Balance Sheet – Basics

In examining these specific questions, there are some basic features of the balance sheet to keep in mind:

  • System Snapshot:  The Financial Frame is one way to measure and understand the behaviour of the company System.  The balance sheet, representing a snaphot of this system in time, poorly captures its dynamic aspects.  It is not necessarily representative of the behaviour of the system over the period between snapshots, and it fails to to highlight the inter-relationships and feedback loops within the system.
  • Asymmetric Errors:  Like all accounting entries, balance sheet values are estimates. Just as we need to understand the statistical significance of earnings, we need to understand the possible errors and omissions in the reported balance sheet.   In particular, we need to understand the asymmetry of these errors.

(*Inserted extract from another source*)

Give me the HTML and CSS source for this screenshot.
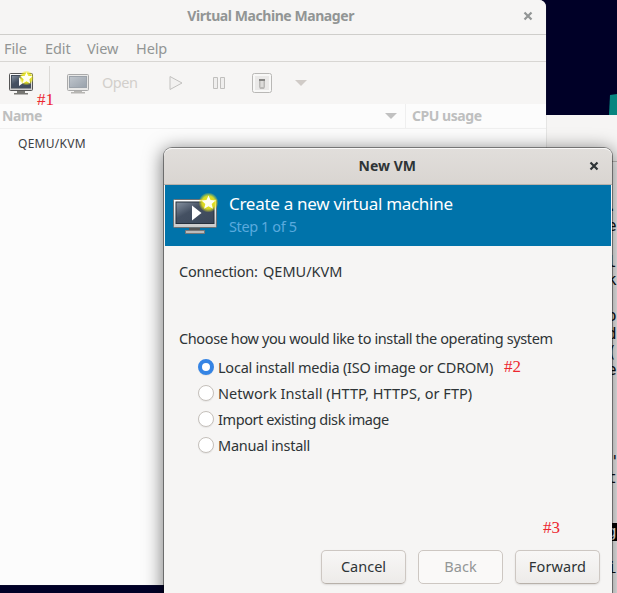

Most liabilities are generally fixed obligations.  Only in vary rare circumstances will the amount of this liability decline (as opposed to being repaid).  In contrast , there are many situations in which both individual and aggregate liabilities may increase.  For example debts may increase due to penalty clauses for late payment, whilst the full amount of long term contracts may become recognised in the event of financial stress, even though not originally recorded on the balance sheet.  In statistical terms, the distribution of errors for our liability estimates is positively skewed.


The general mechanism for recording assets is historic cost.  Depending on the performance of the business, this estimate will likely either over or under value our assets.  In statistical terms, our asset estimates will have a wide standard deviation.

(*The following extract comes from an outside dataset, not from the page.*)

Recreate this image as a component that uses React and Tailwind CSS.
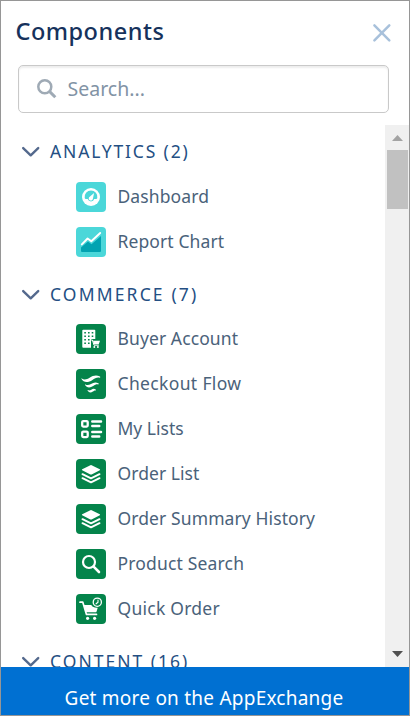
import React from "react";

const green = "#04844b";

function Tile({ color, children }) {
  return (
    <svg className="h-[30px] w-[30px] shrink-0" viewBox="0 0 30 30" fill="none" strokeLinecap="round" strokeLinejoin="round">
      <rect width="30" height="30" rx="4" fill={color} />
      {children}
    </svg>
  );
}

function DashboardIcon() {
  return (
    <Tile color="#4bd7d9">
      <circle cx="15" cy="15" r="9" fill="#fff" />
      <path d="M8.7 16A6.4 6.4 0 1 1 21.3 16Q21.2 17 20 17H18.2A3.3 3.3 0 0 1 11.8 17H10Q8.8 17 8.7 16Z" fill="#4bd7d9" />
      <path d="M18.1 11L16.9 16.8A2.1 2.1 0 1 1 13.7 14.7Z" fill="#fff" />
    </Tile>
  );
}

function ReportIcon() {
  return (
    <Tile color="#4bd7d9">
      <path d="M5 20.5L12 14.6L15.5 17.3L25 9V24Q25 25 24 25H6Q5 25 5 24Z" fill="#02a3b1" />
      <path d="M5.8 17.4L11.6 11.5L15.3 14.2L24.2 6" stroke="#fff" strokeWidth="1.9" />
    </Tile>
  );
}

function BuyerIcon() {
  return (
    <Tile color={green}>
      <path d="M7.2 5.7H18.4Q19.3 5.7 19.3 6.6V15H15V23.7H7.2Q6.3 23.7 6.3 22.8V6.6Q6.3 5.7 7.2 5.7Z" fill="#fff" />
      <path d="M8.3 8h1.6v1.6h-1.6zM12 8h1.6v1.6h-1.6zM15.7 8h1.6v1.6h-1.6zM8.3 11.5h1.6v1.6h-1.6zM12 11.5h1.6v1.6h-1.6zM15.7 11.5h1.6v1.6h-1.6zM8.3 15h1.6v1.6h-1.6zM12 15h1.6v1.6h-1.6zM8.3 18.5h1.6v1.6h-1.6zM12 18.5h1.6v1.6h-1.6z" fill={green} />
      <path d="M14.8 16H16.4L18 21.2H22.4" stroke="#fff" strokeWidth="1" />
      <path d="M17 16.8H24L22.7 20.3H18Z" fill="#fff" />
      <circle cx="18.3" cy="23.1" r="1" fill="#fff" />
      <circle cx="21.9" cy="23.1" r="1" fill="#fff" />
    </Tile>
  );
}

function FlowIcon() {
  return (
    <Tile color={green}>
      <path d="M5.8 9.4C7.6 11 10.6 10.9 13.6 8.8C17.2 6.2 20.6 5.6 24 7.5C24.6 8.1 24.3 8.8 23.5 8.7C20.7 8.3 18.8 9.3 16.4 11C12.4 13.9 7.6 14 5.5 10.1C5.3 9.6 5.5 9.2 5.8 9.4Z" fill="#fff" />
      <path d="M9.4 15.4C11 16.4 12.9 16.2 15 14.9C17.6 13.2 20 12.9 22.4 14.3C23 14.8 22.7 15.5 22 15.4C20.2 15.2 19 15.9 17.2 17.1C14 19.3 10.6 19 9.1 16.1C8.9 15.6 9.1 15.2 9.4 15.4Z" fill="#fff" />
      <path d="M11.9 21C13.1 21.7 14.1 21.4 15.3 20.7C17 19.6 18.3 19.6 19.7 20.4C20.2 20.9 19.9 21.5 19.3 21.4C18.4 21.4 17.8 21.9 16.9 22.5C14.9 23.9 12.6 23.7 11.6 21.6C11.4 21.1 11.6 20.8 11.9 21Z" fill="#fff" />
    </Tile>
  );
}

function ListsIcon() {
  return (
    <Tile color={green}>
      <rect x="6.2" y="7.1" width="5.5" height="5.5" rx="1" stroke="#fff" strokeWidth="2.3" />
      <rect x="6.2" y="17.6" width="5.5" height="5.5" rx="1" stroke="#fff" strokeWidth="2.3" />
      <path d="M16.3 7.5H25M16.3 12.1H23.2M16.3 17.9H25M16.3 22.5H23.2" stroke="#fff" strokeWidth="2.5" />
    </Tile>
  );
}

function LayersIcon() {
  return (
    <Tile color={green}>
      <path d="M14.4 6.2Q15 5.9 15.6 6.2L23.8 10.3Q24.5 10.8 23.8 11.3L15.6 15.4Q15 15.7 14.4 15.4L6.2 11.3Q5.5 10.8 6.2 10.3Z" fill="#fff" />
      <path d="M6.5 15.2L15 19.3L23.5 15.2M6.5 19.2L15 23.3L23.5 19.2" stroke="#fff" strokeWidth="2" />
    </Tile>
  );
}

function ProductSearchIcon() {
  return (
    <Tile color={green}>
      <circle cx="13" cy="13" r="6" stroke="#fff" strokeWidth="2.2" />
      <path d="M17.6 17.6L23 23" stroke="#fff" strokeWidth="2.6" />
    </Tile>
  );
}

function QuickOrderIcon() {
  return (
    <Tile color={green}>
      <path d="M4 8.2H6.8L10.5 20.4H20.5" stroke="#fff" strokeWidth="1.7" />
      <path d="M7.6 11H15.3Q16.8 14 21.7 13.7L20.6 17.4Q20.3 18.3 19.3 18.3H9.8Z" fill="#fff" />
      <circle cx="11.6" cy="24.3" r="1.6" fill="#fff" />
      <circle cx="18.6" cy="24.3" r="1.6" fill="#fff" />
      <circle cx="21.3" cy="8.2" r="4.1" stroke="#fff" strokeWidth="1.3" />
      <path d="M22 6V8.3L20.1 9.8" stroke="#fff" strokeWidth="1.1" />
    </Tile>
  );
}

function Item({ icon, label, tracking }) {
  return (
    <li className="flex h-[45px] items-center pl-[75px]">
      {icon}
      <span className={"ml-[11.5px] whitespace-nowrap pb-[1px] text-[17.5px] leading-[30px] text-[#4a627a] " + tracking}>{label}</span>
    </li>
  );
}

function Heading({ label, tracking }) {
  return (
    <h2 className="flex h-[30px] items-center pl-[20px]">
      <svg className="h-[12px] w-[20px] shrink-0" viewBox="0 0 20 12" fill="none">
        <path d="M2.2 2.1L9.7 9.3L17.2 2.1" stroke="#54698d" strokeWidth="2.4" strokeLinecap="round" strokeLinejoin="round" />
      </svg>
      <span className={"ml-[9px] whitespace-nowrap pb-[2px] text-[17.5px] leading-[30px] text-[#244f83] " + tracking}>{label}</span>
    </h2>
  );
}

export default function App() {
  return (
    <div className="flex h-[716px] w-[410px] flex-col overflow-hidden border border-[#969696] bg-white font-['Noto_Sans',sans-serif]">
      <header className="flex h-[64px] shrink-0 items-start justify-between pl-[14.5px] pr-[17px]">
        <h1 className="mt-[14px] text-[23.5px] font-medium leading-[32px] tracking-[0.5px] text-[#16325c]">Components</h1>
        <svg className="mt-[22px] h-[20px] w-[20px]" viewBox="0 0 20 20" fill="none">
          <path d="M2.4 2.4L17.3 17.3M17.3 2.4L2.4 17.3" stroke="#a8c1db" strokeWidth="2.5" strokeLinecap="round" />
        </svg>
      </header>
      <div className="ml-[17px] flex h-[48px] w-[371px] shrink-0 items-center rounded-[5px] border border-[#c9c9c9] pl-[17px] shadow-[inset_0_2px_2px_rgba(0,0,0,0.07)]">
        <svg className="h-[22px] w-[22px]" viewBox="0 0 22 22" fill="none">
          <circle cx="8.8" cy="8.7" r="6.5" stroke="#9faab5" strokeWidth="2.5" />
          <path d="M13.7 13.6L19.3 19.2" stroke="#9faab5" strokeWidth="3" />
        </svg>
        <span className="ml-[9.5px] text-[19.5px] leading-[30px] text-[#8293a5]">Search...</span>
      </div>
      <div className="mt-[12px] flex h-[542px] shrink-0 overflow-hidden">
        <main className="flex-1 overflow-hidden pt-[12px]">
          <Heading label="ANALYTICS (2)" tracking="tracking-[1.85px]" />
          <ul className="mt-[7px]">
            <Item icon={<DashboardIcon />} label="Dashboard" tracking="tracking-[0.1px]" />
            <Item icon={<ReportIcon />} label="Report Chart" tracking="tracking-[0.1px]" />
          </ul>
          <div className="mt-[16px]">
            <Heading label="COMMERCE (7)" tracking="tracking-[2.15px]" />
          </div>
          <ul className="mt-[6px]">
            <Item icon={<BuyerIcon />} label="Buyer Account" tracking="tracking-[0.1px]" />
            <Item icon={<FlowIcon />} label="Checkout Flow" tracking="tracking-[0.35px]" />
            <Item icon={<ListsIcon />} label="My Lists" tracking="tracking-[0px]" />
            <Item icon={<LayersIcon />} label="Order List" tracking="tracking-[0.05px]" />
            <Item icon={<LayersIcon />} label="Order Summary History" tracking="tracking-[0.1px]" />
            <Item icon={<ProductSearchIcon />} label="Product Search" tracking="tracking-[0.17px]" />
            <Item icon={<QuickOrderIcon />} label="Quick Order" tracking="tracking-[0.25px]" />
          </ul>
          <div className="mt-[16px]">
            <Heading label="CONTENT (16)" tracking="tracking-[2px]" />
          </div>
        </main>
        <div className="flex w-[24px] shrink-0 flex-col items-center bg-[#f0f0f0]">
          <svg className="h-[25px] w-[24px] shrink-0" viewBox="0 0 24 25">
            <path d="M7 16L12.5 10L18 16Z" fill="#a3a3a3" />
          </svg>
          <div className="h-[59px] w-[21px] bg-[#c1c1c1]" />
          <svg className="mt-auto h-[25px] w-[24px] shrink-0" viewBox="0 0 24 25">
            <path d="M7 9L12.5 15L18 9Z" fill="#505050" />
          </svg>
        </div>
      </div>
      <footer className="flex flex-1 justify-center bg-[#0070d2] pt-[16px]">
        <span className="-ml-[2px] whitespace-nowrap text-[19px] leading-[30px] tracking-[0.23px] text-white">Get more on the AppExchange</span>
      </footer>
    </div>
  );
}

The fact that the stock market generally trades at a premium to book value whilst delivering good long term returns suggest that in aggregate this standard deviation also has a positive skew.  However, because this measure excludes all the assets that have gone to zero, in most individual cases we can assume a fairly significant left tail to our errors.

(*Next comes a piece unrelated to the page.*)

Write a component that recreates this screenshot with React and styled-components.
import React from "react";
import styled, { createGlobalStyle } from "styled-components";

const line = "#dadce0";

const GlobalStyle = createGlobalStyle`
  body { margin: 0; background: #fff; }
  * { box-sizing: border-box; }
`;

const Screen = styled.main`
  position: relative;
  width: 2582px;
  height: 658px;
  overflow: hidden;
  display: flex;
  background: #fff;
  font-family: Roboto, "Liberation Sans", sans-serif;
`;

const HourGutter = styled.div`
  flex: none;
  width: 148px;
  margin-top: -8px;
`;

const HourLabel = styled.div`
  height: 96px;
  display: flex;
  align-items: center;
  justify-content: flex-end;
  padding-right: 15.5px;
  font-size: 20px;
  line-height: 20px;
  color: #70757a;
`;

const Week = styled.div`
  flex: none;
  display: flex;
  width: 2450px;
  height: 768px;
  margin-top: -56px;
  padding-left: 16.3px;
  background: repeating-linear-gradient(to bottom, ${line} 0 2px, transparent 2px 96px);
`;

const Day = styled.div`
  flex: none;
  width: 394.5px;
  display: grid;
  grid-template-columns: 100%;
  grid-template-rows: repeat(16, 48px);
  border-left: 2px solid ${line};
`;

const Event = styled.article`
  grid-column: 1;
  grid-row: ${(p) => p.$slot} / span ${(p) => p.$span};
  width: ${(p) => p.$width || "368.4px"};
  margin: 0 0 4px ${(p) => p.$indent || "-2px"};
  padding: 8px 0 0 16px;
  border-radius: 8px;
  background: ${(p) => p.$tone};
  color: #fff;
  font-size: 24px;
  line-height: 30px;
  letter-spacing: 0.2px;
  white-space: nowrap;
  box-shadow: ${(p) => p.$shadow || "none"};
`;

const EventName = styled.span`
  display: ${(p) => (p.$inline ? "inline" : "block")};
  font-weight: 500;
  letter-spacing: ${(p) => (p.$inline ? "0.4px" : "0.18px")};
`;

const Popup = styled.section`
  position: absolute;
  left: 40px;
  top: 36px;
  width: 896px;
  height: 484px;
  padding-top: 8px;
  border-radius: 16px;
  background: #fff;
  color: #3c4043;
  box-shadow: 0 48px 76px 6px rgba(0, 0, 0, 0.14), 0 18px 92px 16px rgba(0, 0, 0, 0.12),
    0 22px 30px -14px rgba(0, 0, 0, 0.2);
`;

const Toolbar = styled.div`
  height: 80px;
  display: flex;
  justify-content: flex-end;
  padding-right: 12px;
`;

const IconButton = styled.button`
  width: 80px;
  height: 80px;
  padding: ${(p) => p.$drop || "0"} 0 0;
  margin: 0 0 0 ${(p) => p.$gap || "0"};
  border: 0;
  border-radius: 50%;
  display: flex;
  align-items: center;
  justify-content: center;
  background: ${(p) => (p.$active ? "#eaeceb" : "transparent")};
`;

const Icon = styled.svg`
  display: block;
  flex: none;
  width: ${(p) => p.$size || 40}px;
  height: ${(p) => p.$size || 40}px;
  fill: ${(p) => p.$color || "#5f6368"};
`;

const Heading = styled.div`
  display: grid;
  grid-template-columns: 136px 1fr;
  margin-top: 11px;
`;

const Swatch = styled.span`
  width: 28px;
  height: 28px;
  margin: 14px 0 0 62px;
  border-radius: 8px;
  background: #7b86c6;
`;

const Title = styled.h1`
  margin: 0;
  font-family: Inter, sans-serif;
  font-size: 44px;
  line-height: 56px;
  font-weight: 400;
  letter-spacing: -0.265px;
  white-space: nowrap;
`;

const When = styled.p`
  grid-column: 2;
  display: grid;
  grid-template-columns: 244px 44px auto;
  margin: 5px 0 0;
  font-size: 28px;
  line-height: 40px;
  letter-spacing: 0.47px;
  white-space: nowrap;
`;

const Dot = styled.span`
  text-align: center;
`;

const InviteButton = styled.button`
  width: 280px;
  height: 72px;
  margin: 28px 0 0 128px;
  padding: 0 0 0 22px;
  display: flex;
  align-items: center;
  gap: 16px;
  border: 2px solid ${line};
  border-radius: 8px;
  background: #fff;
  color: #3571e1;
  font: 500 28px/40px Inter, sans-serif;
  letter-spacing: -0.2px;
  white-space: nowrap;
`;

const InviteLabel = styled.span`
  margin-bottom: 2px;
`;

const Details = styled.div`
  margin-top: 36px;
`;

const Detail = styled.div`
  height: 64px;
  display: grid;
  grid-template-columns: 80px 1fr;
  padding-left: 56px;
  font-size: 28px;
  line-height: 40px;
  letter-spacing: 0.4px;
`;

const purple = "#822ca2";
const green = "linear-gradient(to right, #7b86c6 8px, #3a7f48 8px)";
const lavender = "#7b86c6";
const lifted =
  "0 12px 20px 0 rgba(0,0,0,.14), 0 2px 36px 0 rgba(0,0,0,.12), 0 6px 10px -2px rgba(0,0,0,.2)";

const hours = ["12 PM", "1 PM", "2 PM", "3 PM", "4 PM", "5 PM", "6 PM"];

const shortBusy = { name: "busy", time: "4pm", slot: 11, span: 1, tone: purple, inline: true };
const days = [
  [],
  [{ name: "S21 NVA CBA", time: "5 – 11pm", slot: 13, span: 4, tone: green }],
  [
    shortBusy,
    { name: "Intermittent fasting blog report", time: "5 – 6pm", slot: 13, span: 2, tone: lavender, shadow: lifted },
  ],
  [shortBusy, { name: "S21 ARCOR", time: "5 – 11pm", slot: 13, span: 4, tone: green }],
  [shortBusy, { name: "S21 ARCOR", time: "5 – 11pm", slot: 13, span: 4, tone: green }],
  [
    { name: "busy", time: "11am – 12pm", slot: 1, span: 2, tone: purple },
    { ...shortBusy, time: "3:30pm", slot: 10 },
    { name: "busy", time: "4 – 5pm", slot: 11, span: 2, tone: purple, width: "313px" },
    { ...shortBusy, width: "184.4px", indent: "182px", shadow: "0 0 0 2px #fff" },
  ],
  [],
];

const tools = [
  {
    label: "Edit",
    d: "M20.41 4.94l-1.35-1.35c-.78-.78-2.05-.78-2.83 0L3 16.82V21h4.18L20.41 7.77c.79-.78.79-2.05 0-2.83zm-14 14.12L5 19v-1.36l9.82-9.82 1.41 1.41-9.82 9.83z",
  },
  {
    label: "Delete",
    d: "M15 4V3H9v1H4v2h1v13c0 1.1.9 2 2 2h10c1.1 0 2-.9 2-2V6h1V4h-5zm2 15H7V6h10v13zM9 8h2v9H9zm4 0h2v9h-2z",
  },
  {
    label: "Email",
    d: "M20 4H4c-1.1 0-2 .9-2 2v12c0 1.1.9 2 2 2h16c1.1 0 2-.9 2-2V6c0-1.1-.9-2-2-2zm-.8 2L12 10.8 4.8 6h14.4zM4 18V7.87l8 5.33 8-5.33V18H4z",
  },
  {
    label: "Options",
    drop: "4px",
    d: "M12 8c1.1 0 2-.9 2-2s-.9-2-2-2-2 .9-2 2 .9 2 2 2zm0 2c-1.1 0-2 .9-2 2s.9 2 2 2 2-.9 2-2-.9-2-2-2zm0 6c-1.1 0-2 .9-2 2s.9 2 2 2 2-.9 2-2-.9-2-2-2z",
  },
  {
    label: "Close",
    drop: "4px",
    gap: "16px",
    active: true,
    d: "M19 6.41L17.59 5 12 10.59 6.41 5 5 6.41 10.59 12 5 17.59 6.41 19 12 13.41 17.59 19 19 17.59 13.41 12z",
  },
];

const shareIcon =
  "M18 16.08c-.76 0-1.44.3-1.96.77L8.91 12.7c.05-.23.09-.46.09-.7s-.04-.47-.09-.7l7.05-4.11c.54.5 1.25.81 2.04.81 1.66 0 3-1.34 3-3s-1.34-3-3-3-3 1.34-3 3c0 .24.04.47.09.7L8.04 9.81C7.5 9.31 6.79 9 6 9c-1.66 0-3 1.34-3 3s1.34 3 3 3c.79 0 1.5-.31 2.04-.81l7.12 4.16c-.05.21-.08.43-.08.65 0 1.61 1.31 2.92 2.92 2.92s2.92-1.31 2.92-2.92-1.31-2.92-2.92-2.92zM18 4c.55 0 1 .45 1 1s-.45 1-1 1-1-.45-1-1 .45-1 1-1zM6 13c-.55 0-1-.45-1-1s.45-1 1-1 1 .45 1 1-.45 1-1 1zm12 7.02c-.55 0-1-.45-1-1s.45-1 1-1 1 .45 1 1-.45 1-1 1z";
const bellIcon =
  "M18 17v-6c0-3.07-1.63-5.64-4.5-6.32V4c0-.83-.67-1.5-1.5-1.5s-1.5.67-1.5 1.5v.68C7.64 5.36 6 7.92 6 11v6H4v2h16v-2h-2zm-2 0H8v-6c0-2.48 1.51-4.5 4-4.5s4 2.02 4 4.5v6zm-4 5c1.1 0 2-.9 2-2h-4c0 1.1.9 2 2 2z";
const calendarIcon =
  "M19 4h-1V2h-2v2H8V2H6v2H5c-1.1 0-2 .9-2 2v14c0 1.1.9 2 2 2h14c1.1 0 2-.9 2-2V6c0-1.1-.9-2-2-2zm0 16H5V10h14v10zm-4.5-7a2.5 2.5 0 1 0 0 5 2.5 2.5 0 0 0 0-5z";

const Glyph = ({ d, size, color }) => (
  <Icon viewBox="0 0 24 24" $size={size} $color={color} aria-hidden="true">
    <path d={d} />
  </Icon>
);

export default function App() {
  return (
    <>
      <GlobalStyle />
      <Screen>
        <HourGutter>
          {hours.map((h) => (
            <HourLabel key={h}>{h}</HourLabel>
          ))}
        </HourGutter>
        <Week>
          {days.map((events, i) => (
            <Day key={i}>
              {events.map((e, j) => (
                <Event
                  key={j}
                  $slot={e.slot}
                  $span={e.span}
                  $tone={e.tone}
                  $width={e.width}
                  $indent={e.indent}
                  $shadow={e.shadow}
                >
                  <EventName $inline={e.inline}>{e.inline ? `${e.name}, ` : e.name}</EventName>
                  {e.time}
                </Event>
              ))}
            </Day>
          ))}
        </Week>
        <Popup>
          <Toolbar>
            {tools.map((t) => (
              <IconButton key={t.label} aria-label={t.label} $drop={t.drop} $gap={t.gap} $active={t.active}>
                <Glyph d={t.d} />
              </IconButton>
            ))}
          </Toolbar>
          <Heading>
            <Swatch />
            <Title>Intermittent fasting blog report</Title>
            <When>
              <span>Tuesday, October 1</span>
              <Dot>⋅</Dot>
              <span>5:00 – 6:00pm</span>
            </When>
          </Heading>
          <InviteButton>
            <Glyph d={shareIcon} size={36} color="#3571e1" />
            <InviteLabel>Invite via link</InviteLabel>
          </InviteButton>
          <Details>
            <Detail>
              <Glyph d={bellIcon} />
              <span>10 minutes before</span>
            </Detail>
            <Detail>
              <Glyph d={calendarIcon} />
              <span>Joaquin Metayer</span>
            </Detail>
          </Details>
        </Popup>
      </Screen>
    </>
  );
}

  • Dynamic Errors:  The combination of asymmetric measurement error and a dynamic system means asset and liabilitie values are potentially linked.  For example , if the business is performing poorly, assets are probably worth less than book value.  At a certain point, this could force divestment of assets below book value, whilst potentially increasing liabilities as financial stress grows.  This is a potential negative feedback loop whereby increasing liabilities decreases asset values and decreassing asset values increases liabilities.  This instability of such a situation increases the likelihood of measurement errors.
  • Hierarchy of Book Values:  Equity Analysts have been conditioned to represent the Balance Sheet as:

Equity = Assets – Liabilities.

However, such representation is misleading.  Because different liabilities have differing priority when it comes to repayment, they have an effective first claim on certain assets.

Therefore, rather than writing:

E = A – L

    = A1 + A2 + A3 – L1 – L2 – L3

… we need to rewrite this as

E = A3 + (A2 + (A1 – L1 – L2 – L3))

This means that Equity is only worth the residual assets.  Thinking of Equity as owning a slice of deferred tax assets and other intangibles certaintly clarifies thinking around leverage and Price/Book Value valuation methods.

Balance Sheet – Conclusion

Balance Sheet analysis is both a component of our Returns and Earnings Quality analysis and a fundamental source of information in its own right.  Like all of our tools it needs to be interpreted within the context of the specific questions we are asking and applied within the broader context of our overall Investment Framework.